One big contributor to my success so far has been Chase Headley. He along with Chris Carpenter came over in a preseason deal for Carlos Lee, Tim Hudson and Brandon Lyons, in what’s looking like the kind of robbery I almost feel bad to have carried out. Carrying a gaudy .371/.421/.500 line coming into play on Monday, Headley’s been on an absolute tear, spearheading The Father’s resurgence out in SD, with 15 Runs scored in 76 PA. Little wonder he’s scoring so much when he’s on base over 42% of the time! While he’s been the beneficiary of a very lucky .417 BABIP, his lifetime BABIP sits at .344 due to his propensity for hitting line drives. In fact Chase is what fielders do a lot of when he’s up at bat, as he’s been hitting liners at a 26.2% clip. What can we attribute his recent success to? It seems like he’s taking a different approach to the plate, as he’s cut down his K rate by an amazing 50% in the early going of 2010. Currently his BB/K rates sit at 7.9%/12.9%, in contrast to his career 9.3%/26% rates. This is particularly noteworthy, since he’s swinging at pitches outside of the strike zone 4.3% more frequently than in the previous year. While he’s swinging more at pitches outside the zone, he’s also making more contact, with an increase in his O-Contact (percentage of contact made on pitches outside the K zone) from 52% to 59.5% between 2009 and 2010. What has been most surprising about Headley’s emergence is his speed. Even the most optimistic fan projections listed on his Fangraphs entry, see Headley with 12 swipes. Headley already has 8, including 3 in a game last week, against the SF battery of Dirty Sanchez and Eli Whiteside. I can easily see Headley knocking on 20 before the season is done.

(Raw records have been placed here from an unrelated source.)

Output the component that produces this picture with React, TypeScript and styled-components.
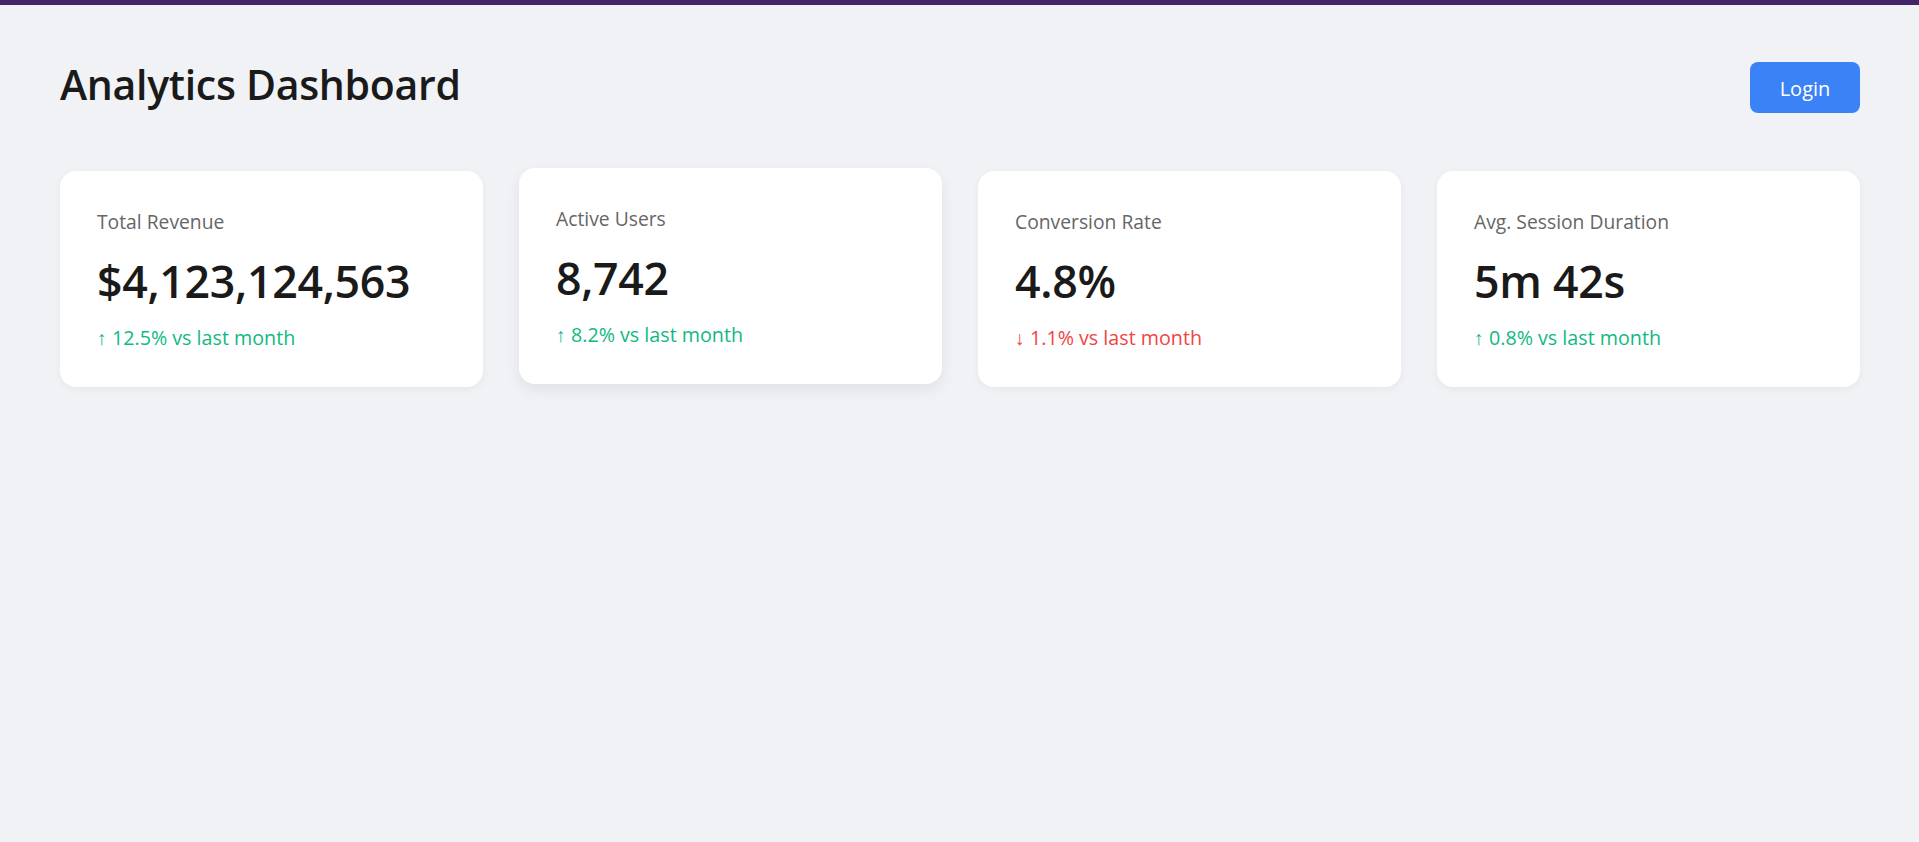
import React from "react";
import styled, { createGlobalStyle } from "styled-components";

const GlobalStyle = createGlobalStyle`
  html, body {
    margin: 0;
    padding: 0;
    background: #f0f2f5;
    font-family: "Open Sans", "Noto Sans", sans-serif;
  }
  * { box-sizing: border-box; }
`;

const Page = styled.div`
  min-height: 842px;
  border-top: 5px solid #432568;
  background: #f0f2f5;
  padding: 57px 59px 0 60px;
`;

const Header = styled.header`
  display: flex;
  justify-content: space-between;
  align-items: flex-start;
  height: 51px;
`;

const Title = styled.h1`
  margin: 0;
  font-size: 41px;
  line-height: 44px;
  font-weight: 600;
  color: #1a1a1a;
  letter-spacing: -0.3px;
`;

const LoginButton = styled.button`
  height: 51px;
  width: 110px;
  padding: 2px 0 0;
  border: none;
  border-radius: 8px;
  background: #3b82f6;
  color: #ffffff;
  font-family: inherit;
  font-size: 20px;
  line-height: 49px;
  cursor: pointer;
`;

const Grid = styled.section`
  display: grid;
  grid-template-columns: repeat(4, 1fr);
  gap: 36px;
  margin-top: 58px;
`;

const Card = styled.div<{ $lifted?: boolean }>`
  background: #ffffff;
  border-radius: 16px;
  padding: 38px 37px 36px;
  height: 216px;
  box-shadow: ${(p) =>
    p.$lifted ? "0 6px 16px rgba(0, 0, 0, 0.07)" : "0 2px 8px rgba(0, 0, 0, 0.05)"};
  transform: ${(p) => (p.$lifted ? "translateY(-3px)" : "none")};
`;

const Label = styled.div`
  font-size: 19.3px;
  line-height: 26px;
  color: #666666;
`;

const Value = styled.div`
  margin-top: 17px;
  font-size: 44.7px;
  line-height: 58px;
  font-weight: 600;
  color: #1a1a1a;
  letter-spacing: -0.3px;
`;

const Change = styled.div<{ $down?: boolean }>`
  margin-top: 15px;
  font-size: 19.7px;
  line-height: 26px;
  color: ${(p) => (p.$down ? "#ef4444" : "#10b981")};
`;

const stats = [
  { label: "Total Revenue", value: "$4,123,124,563", change: "↑ 12.5% vs last month", down: false },
  { label: "Active Users", value: "8,742", change: "↑ 8.2% vs last month", down: false, lifted: true },
  { label: "Conversion Rate", value: "4.8%", change: "↓ 1.1% vs last month", down: true },
  { label: "Avg. Session Duration", value: "5m 42s", change: "↑ 0.8% vs last month", down: false },
];

export default function App() {
  return (
    <>
      <GlobalStyle />
      <Page>
        <Header>
          <Title>Analytics Dashboard</Title>
          <LoginButton>Login</LoginButton>
        </Header>
        <Grid>
          {stats.map((s) => (
            <Card key={s.label} $lifted={s.lifted}>
              <Label>{s.label}</Label>
              <Value>{s.value}</Value>
              <Change $down={s.down}>{s.change}</Change>
            </Card>
          ))}
        </Grid>
      </Page>
    </>
  );
}
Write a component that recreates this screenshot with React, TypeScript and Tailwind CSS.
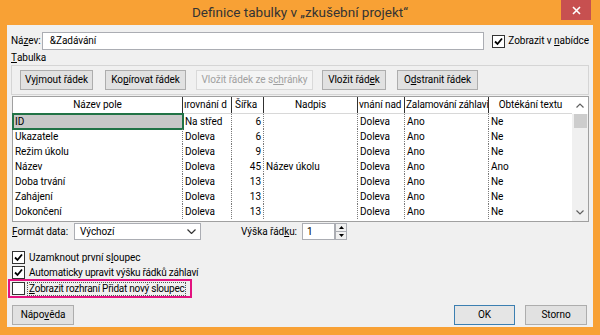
import React from "react";

const cols = [170, 49, 32, 94, 47, 84, 83];

const rows: string[][] = [
  ["ID", "Na střed", "6", "", "Doleva", "Ano", "Ne"],
  ["Ukazatele", "Doleva", "6", "", "Doleva", "Ano", "Ne"],
  ["Režim úkolu", "Doleva", "9", "", "Doleva", "Ano", "Ne"],
  ["Název", "Doleva", "45", "Název úkolu", "Doleva", "Ano", "Ano"],
  ["Doba trvání", "Doleva", "13", "", "Doleva", "Ano", "Ne"],
  ["Zahájení", "Doleva", "13", "", "Doleva", "Ano", "Ne"],
  ["Dokončení", "Doleva", "13", "", "Doleva", "Ano", "Ne"],
];

function Check({ checked }: { checked?: boolean }) {
  return (
    <div className="w-[13px] h-[13px] border border-[#333] bg-white flex items-center justify-center shrink-0">
      {checked && (
        <svg width="9" height="9" viewBox="0 0 9 9">
          <path d="M1 4.5 L3.5 7 L8 1.5" stroke="#000" strokeWidth="1.8" fill="none" />
        </svg>
      )}
    </div>
  );
}

function Btn({ children, w, disabled, focus }: { children: React.ReactNode; w: number; disabled?: boolean; focus?: boolean }) {
  return (
    <div
      style={{ width: w }}
      className={
        "h-[20px] flex items-center justify-center border shrink-0 whitespace-nowrap " +
        (disabled
          ? "border-[#d9d9d9] bg-[#f4f4f4] text-[#a0a0a0]"
          : focus
          ? "border-[#3c7fb1] bg-[#e5e5e5] text-black"
          : "border-[#adadad] bg-[#e1e1e1] text-black")
      }
    >
      {children}
    </div>
  );
}

const headers: React.ReactNode[] = [
  <span className="w-full text-center">Název pole</span>,
  <span className="w-full whitespace-nowrap overflow-hidden pl-[1px]">ırovnání d</span>,
  <span className="w-full pl-[3px]">Šířka</span>,
  <span className="w-full text-center">Nadpis</span>,
  <span className="w-full whitespace-nowrap overflow-hidden pl-[1px]">vnání nad</span>,
  <span className="w-full whitespace-nowrap overflow-hidden pl-[1px] tracking-[-0.15px]">Zalamování záhlavi</span>,
  <span className="w-full text-center">Obtékání textu</span>,
];

export default function App() {
  return (
    <div className="w-[600px] h-[335px] bg-[#f8a135] flex flex-col font-['Roboto',sans-serif] text-[10px] tracking-[-0.05px] text-black leading-none overflow-hidden whitespace-nowrap">
      <div className="h-[25px] relative flex items-center justify-center text-[13.5px] tracking-normal text-[#333] shrink-0">
        Definice tabulky v „zkušební projekt“
        <div className="absolute right-[9px] top-0 w-[30px] h-[20px] bg-[#c75050] flex items-center justify-center">
          <svg width="9" height="9" viewBox="0 0 9 9">
            <path d="M1 1 L8 8 M8 1 L1 8" stroke="#fff" strokeWidth="1.6" />
          </svg>
        </div>
      </div>
      <div className="mx-[7px] h-[302px] bg-[#f0f0f0] flex flex-col px-[4px] shrink-0">
        {/* Name row */}
        <div className="mt-[7px] h-[18px] flex items-center">
          <div className="w-[31px]">
            Ná<u>z</u>ev:
          </div>
          <div className="w-[445px] h-[18px] bg-white border border-[#abadb3] flex items-center pl-[7px]">&amp;Zadávání</div>
          <div className="ml-[8px] flex items-center gap-[3px]">
            <Check checked />
            <span>
              Zobrazit v <u>n</u>abídce
            </span>
          </div>
        </div>
        {/* Tabulka */}
        <div className="mt-[2px] h-[12px] flex items-center">
          <u>T</u>abulka
        </div>
        <div className="mt-[1px] h-[30px] border border-[#d5d5d5] flex items-center pl-[8px]">
          <Btn w={73}>
            Vy<u>j</u>mout řádek
          </Btn>
          <div className="w-[12px]" />
          <Btn w={81}>
            Ko<u>p</u>írovat řádek
          </Btn>
          <div className="w-[10px]" />
          <Btn w={117} disabled>
            Vložit řádek ze s<u>ch</u>ránky
          </Btn>
          <div className="w-[9px]" />
          <Btn w={64}>
            Vložit řád<u>e</u>k
          </Btn>
          <div className="w-[11px]" />
          <Btn w={81}>
            O<u>d</u>stranit řádek
          </Btn>
        </div>
        {/* Table */}
        <div className="mt-[1px] ml-[1px] w-[577px] h-[126px] border border-[#a0a0a0] flex bg-white">
          <div className="flex flex-col">
            <div className="h-[17px] flex border-b border-[#d8d8d8]">
              {headers.map((h, i) => (
                <div
                  key={i}
                  style={{ width: cols[i] }}
                  className={"h-full flex items-center overflow-hidden " + (i < 6 ? "border-r border-[#303030]" : "")}
                >
                  {h}
                </div>
              ))}
            </div>
            {rows.map((r, ri) => (
              <div key={ri} className="h-[15px] flex">
                {r.map((c, ci) => (
                  <div
                    key={ci}
                    style={{ width: cols[ci] }}
                    className={
                      "h-full flex items-center overflow-hidden whitespace-nowrap " +
                      (ci < 6 ? "border-r border-dotted border-[#7a7a7a] " : "") +
                      (ci === 2 ? "justify-end pr-[2px] " : "pl-[2px] ") +
                      (ri === 0 && ci === 0 ? "bg-[#c8c8c8] outline outline-2 outline-[#217346] -outline-offset-1 " : "")
                    }
                  >
                    {c}
                  </div>
                ))}
              </div>
            ))}
          </div>
          <div className="w-[17px] bg-[#f0f0f0] flex flex-col items-center">
            <div className="h-[17px] w-full flex items-center justify-center bg-white">
              <svg width="8" height="5" viewBox="0 0 8 5">
                <path d="M0.5 4.5 L4 1 L7.5 4.5" stroke="#606060" strokeWidth="1.2" fill="none" />
              </svg>
            </div>
            <div className="w-[13px] h-[14px] bg-[#cdcdcd]" />
            <div className="flex-1" />
            <div className="h-[17px] w-full flex items-center justify-center">
              <svg width="8" height="5" viewBox="0 0 8 5">
                <path d="M0.5 0.5 L4 4 L7.5 0.5" stroke="#606060" strokeWidth="1.2" fill="none" />
              </svg>
            </div>
          </div>
        </div>
        {/* Format row */}
        <div className="mt-[1px] h-[17px] flex items-center">
          <div className="w-[63px] pl-[1px]">
            <u>F</u>ormát data:
          </div>
          <div className="w-[127px] h-[17px] bg-white border border-[#abadb3] flex items-center pl-[5px] justify-between pr-[4px]">
            <span>Výchozí</span>
            <svg width="9" height="5" viewBox="0 0 9 5">
              <path d="M0.5 0.5 L4.5 4.5 L8.5 0.5" stroke="#333" strokeWidth="1.2" fill="none" />
            </svg>
          </div>
          <div className="w-[101px] text-right pr-[5px]">
            Výška řád<u>k</u>u:
          </div>
          <div className="w-[33px] h-[17px] bg-white border border-[#abadb3] flex items-center pl-[4px]">1</div>
          <div className="w-[12px] h-[17px] flex flex-col border border-[#abadb3] bg-[#f0f0f0]">
            <div className="flex-1 flex items-center justify-center border-b border-[#abadb3]">
              <svg width="5" height="3" viewBox="0 0 5 3">
                <path d="M0 3 L2.5 0 L5 3 Z" fill="#000" />
              </svg>
            </div>
            <div className="flex-1 flex items-center justify-center">
              <svg width="5" height="3" viewBox="0 0 5 3">
                <path d="M0 0 L2.5 3 L5 0 Z" fill="#000" />
              </svg>
            </div>
          </div>
        </div>
        {/* Checkboxes */}
        <div className="mt-[11px] h-[13px] flex items-center gap-[4px] pl-[1px]">
          <Check checked />
          <span>
            Uzamknout první s<u>l</u>oupec
          </span>
        </div>
        <div className="mt-[2px] h-[13px] flex items-center gap-[4px] pl-[1px]">
          <Check checked />
          <span className="tracking-[-0.2px]">Automaticky upravit výšku řádků záhlaví</span>
        </div>
        <div className="ml-[-3px] w-[184px] h-[19px] border-2 border-[#e3127f] flex items-center pl-[2px] gap-[2px] overflow-hidden">
          <Check />
          <span className="border border-dotted border-[#555] px-[1px] h-[14px] flex items-center tracking-[-0.25px]">
            <u>Z</u>obrazit rozhraní Přidat nový sloupec
          </span>
        </div>
        {/* Bottom buttons */}
        <div className="mt-[7px] h-[19px] flex items-center">
          <div className="ml-[1px]">
            <Btn w={62}>
              Nápo<u>v</u>ěda
            </Btn>
          </div>
          <div className="flex-1" />
          <Btn w={61} focus>
            OK
          </Btn>
          <div className="w-[10px]" />
          <Btn w={62}>Storno</Btn>
          <div className="w-[2px]" />
        </div>
      </div>
    </div>
  );
}
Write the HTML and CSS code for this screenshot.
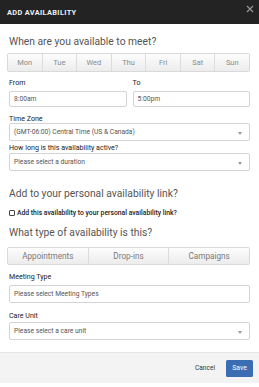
FILE: index.html
```html
<!DOCTYPE html>
<html>
<head>
<meta charset="utf-8">
<link rel="stylesheet" href="styles.css">
</head>
<body>
<div class="modal">
  <header class="hdr">
    <span class="title">ADD AVAILABILITY</span>
    <svg class="close" width="8" height="8" viewBox="0 0 8 8"><path d="M1 1L7 7M7 1L1 7" stroke="#9a9a9a" stroke-width="1.1"/></svg>
  </header>
  <div class="body">
    <h2 class="q q1">When are you available to meet?</h2>
    <div class="days">
      <span class="seg">Mon</span><span class="seg">Tue</span><span class="seg">Wed</span><span class="seg">Thu</span><span class="seg">Fri</span><span class="seg">Sat</span><span class="seg">Sun</span>
    </div>
    <div class="row2">
      <div class="col">
        <div class="lbl">From</div>
        <div class="input">8:00am</div>
      </div>
      <div class="col">
        <div class="lbl">To</div>
        <div class="input">5:00pm</div>
      </div>
    </div>
    <div class="lbl lbl-tz">Time Zone</div>
    <div class="select sel-tz">(GMT-06:00) Central Time (US &amp; Canada)<span class="caret"></span></div>
    <div class="lbl lbl-dur">How long is this availability active?</div>
    <div class="select sel-dur">Please select a duration<span class="caret"></span></div>
    <h2 class="q q2">Add to your personal availability link?</h2>
    <label class="check"><span class="box"></span>Add this availability to your personal availability link?</label>
    <h2 class="q q3">What type of availability is this?</h2>
    <div class="types">
      <span class="seg">Appointments</span><span class="seg">Drop-ins</span><span class="seg">Campaigns</span>
    </div>
    <div class="lbl lbl-mt">Meeting Type</div>
    <div class="input input-mt">Please select Meeting Types</div>
    <div class="lbl lbl-cu">Care Unit</div>
    <div class="select sel-cu">Please select a care unit<span class="caret"></span></div>
  </div>
  <footer class="ftr">
    <span class="cancel">Cancel</span>
    <span class="save">Save</span>
  </footer>
</div>
</body>
</html>
```

FILE: styles.css
```css
* { box-sizing: border-box; }
html, body { margin: 0; padding: 0; background: #fff; }
body { font-family: Roboto, "Noto Sans", Arial, sans-serif; color: #333; width: 259px; height: 387px; overflow: hidden; }
.modal { width: 259px; display: flex; flex-direction: column; }

.hdr { height: 24px; background: #232323; display: flex; align-items: center; justify-content: space-between; padding: 0 5px 0 7px; }
.title { color: #f2f2f2; font-size: 7.4px; font-weight: 700; letter-spacing: 0.35px; }
.close { display: block; margin-top: -7px; }

.body { padding: 11px 9px 0 7px; display: flex; flex-direction: column; }

.q { margin: 0; font-weight: 400; font-size: 10.3px; line-height: 13px; color: #555; padding-left: 2px; }
.q2 { margin-top: 16px; }
.q3 { margin-top: 9px; }

.days, .types { display: flex; border: 1px solid #d9d9d9; border-radius: 2px; overflow: hidden; }
.days { margin-top: 5px; height: 19px; }
.types { margin-top: 8px; height: 18px; }
.seg { flex: 1; display: flex; align-items: center; justify-content: center; background: linear-gradient(#fdfdfd, #ececec); color: #8c8c8c; font-size: 7.5px; border-left: 1px solid #dcdcdc; }
.seg:first-child { border-left: 0; }
.types .seg { font-size: 8.2px; color: #7a7a7a; }

.lbl { font-size: 7.1px; line-height: 8px; font-weight: 400; color: #222; padding-left: 2px; }
.row2 { display: flex; gap: 6px; margin-top: 7px; padding-left: 2px; }
.row2 .lbl { padding-left: 0; }
.col { flex: 1; display: flex; flex-direction: column; }
.col .input { margin: 4px 0 0 0; }

.input, .select { height: 16px; border: 1px solid #d4d4d4; border-radius: 2px; font-size: 6.7px; color: #555; display: flex; align-items: center; padding-left: 4px; background: #fff; margin-left: 2px; }
.select { height: 18px; position: relative; }
.caret { position: absolute; right: 7px; top: 8px; width: 0; height: 0; border-left: 2px solid transparent; border-right: 2px solid transparent; border-top: 3px solid #999; }

.lbl-tz { margin-top: 8px; }
.lbl-dur { margin-top: 3px; }
.sel-dur { margin-top: 1px; }
.lbl-mt { margin-top: 8px; }
.input-mt { margin-top: 4px; height: 18px; }
.lbl-cu { margin-top: 9px; }
.sel-cu { margin-top: 2px; }

.check { margin-top: 9px; height: 8px; display: flex; align-items: center; gap: 2px; font-size: 6.8px; font-weight: 500; color: #222; padding-left: 2px; }
.box { width: 6px; height: 6px; border: 0.8px solid #444; border-radius: 1px; background: #fff; flex: none; }

.ftr { margin-top: 12px; height: 31px; background: #f3f3f3; border-top: 1px solid #e6e6e6; display: flex; align-items: center; justify-content: flex-end; padding-right: 6px; gap: 11px; }
.cancel { font-size: 6.6px; color: #333; }
.save { width: 27px; height: 17px; background: #3b6db3; color: #fff; font-size: 6.8px; display: flex; align-items: center; justify-content: center; border-radius: 1.5px; }
```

I knew Carpenter was going to be lights out, little did I know that the $2 Chase Headley would develop into this kind of fantasy baseball stud. I’m not going to say, I thought so, but I did in fact take Chase off of waivers when he returned to the bigs in his second call-up, back in ’08. What’s not to like about a guy who posted a .330/.437/.580 line in AA ball back in ’07? With slick fielding Kevin Kouzmanoff manning the hot corner, Headley spent more time in LF rather than at his natural position of 3B. With Kouz shipped off to Oaktown, Headley seems at home back at third, providing solid defense along to go along with his solid stick. While I don’t believe Headley can sustain this otherworldly pace and I believe that some regression is due to catch up with him, if Headley keeps performing anywhere near as good as this, he’ll be a familiar name among upper tier third basemen for years to come.

Other notable Hangover contributors this week:

Robinson Cano: 9/21 7R/1HR/4RBI/1SB/.538OBP I’m getting tired of talking about how awesome a year he’s having. On second thought, I’m not. Robbie lives to hit baseballs. When he’s on, he makes hitting lasers all over the park look downright easy. He’s streaky, so I imagine he’ll slump at some point but right now he’s the best hitter in the Yankee lineup.

Mike Pelfrey continues to roll goose eggs out there, contributing 12 more this week. That’s 24 innings since he’s given up a run in total now, after his rain shortened victory against Atlanta last night. With 2W/9K/0.00 ERA/1.33 WHIP, The Mets sinkerballer is proving to be a fantastic waiver pickup for me.

Franklin Gutierrez has been anchoring the Mariner lineup as well as my own so far in 2010. With a 6/20 4R/2HR/4RBI/.375 week, he finally got into the HR column. Is there nothing The Big FraGu can’t do?

Added: Pittsburgh 3B Andy LaRoche. 6 for 8 since returning to the lineup, LaRoche Minor’s hot stick will provide a little corner depth.

Dropped: It was nice while it lasted, but I think Brett Myers‘ hot streak will end soon. Let him be on someone else’s roster when it does.